The exhibit, which will be on a two-week display at the museum, will feature 135 painters, sculptors and photographers, including Menashe Kadishman, Sigalit Landau, Tsibi Geva, Ron Arad, Igael Tumarkin, David Tartakover, Michal Rovner, Dani Karavan, Osama Zatar, Hannan Abu-Hussein, Gamal Huda, Jalal Kamel, Bothaina Milhem, Philip Rantzer, David Reeb, Moshe Gershuni and Alisa Olmert.

 

For the exhibit, co-managed by curators Orna Schestowitz-Tamir and Daphna Zmora, artists were requested to cast into an identical ceramic bowl mold creative content that expresses the personal interpretation of each artist towards pain, bereavement and loss, as well as conciliation and the chance for coexistence. Revenues from the exhibit will be used to fund versatile educational activities sponsored by the forum of bereaved families for peace, appeasement and tolerance.

 

The decorated bowls will be placed on sale at the close of the exhibition on May 17. The exhibit will then tour Israel, the Palestinian Authority and other countries in an effort to promote a message of hope and conciliation, thanks to a USD 100,000 donation by James Wolfensohn, the former special envoy of the Quartet to the Middle East who recently ended his tenure.
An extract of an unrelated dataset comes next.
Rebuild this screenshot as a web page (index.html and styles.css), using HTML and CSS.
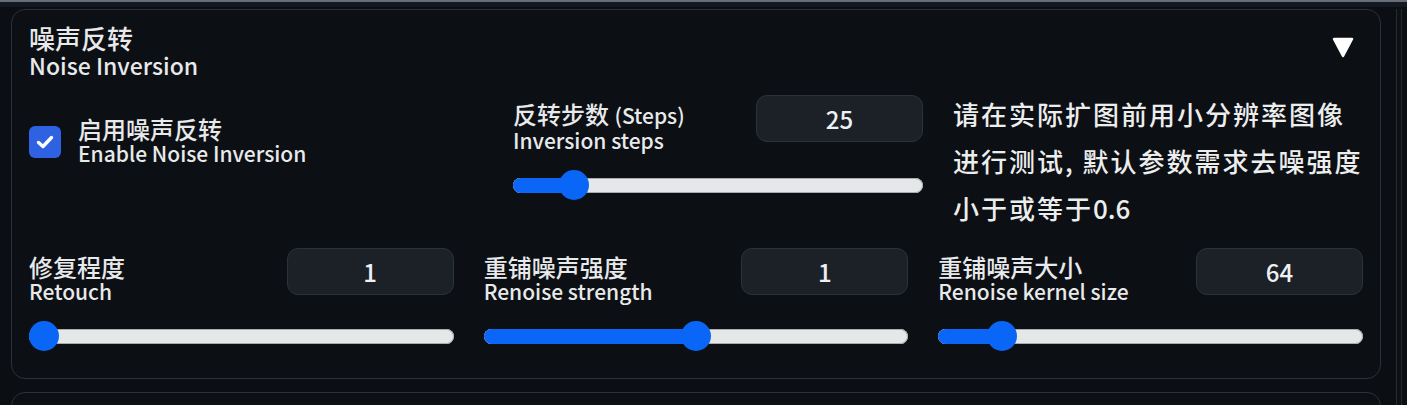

Among the institutions who have invited the exhibition to show on their premises is the United Nations.

 

The bereaved families' forum includes Israeli and Palestinian families who have lost family members to the bloody conflict. The “Offering Conciliation” project seeks to communicate a message of hope to both peoples, according to sources at the forum. “The families, who have paid the ultimate price, believe that respectful dialogue that is emphatic to the pain and needs of the other, can stir a change in Israeli and Palestinian awareness and public opinion,” they said. “Greater willingness towards conciliation will lay the groundwork for leaders of both peoples to engage in dialogue, even during these troubling times, and will permit reaching agreements that can be implemented.”

 

During the two-week exhibition, Israeli and Palestinian student groups will meet at the Ramat Gan museum.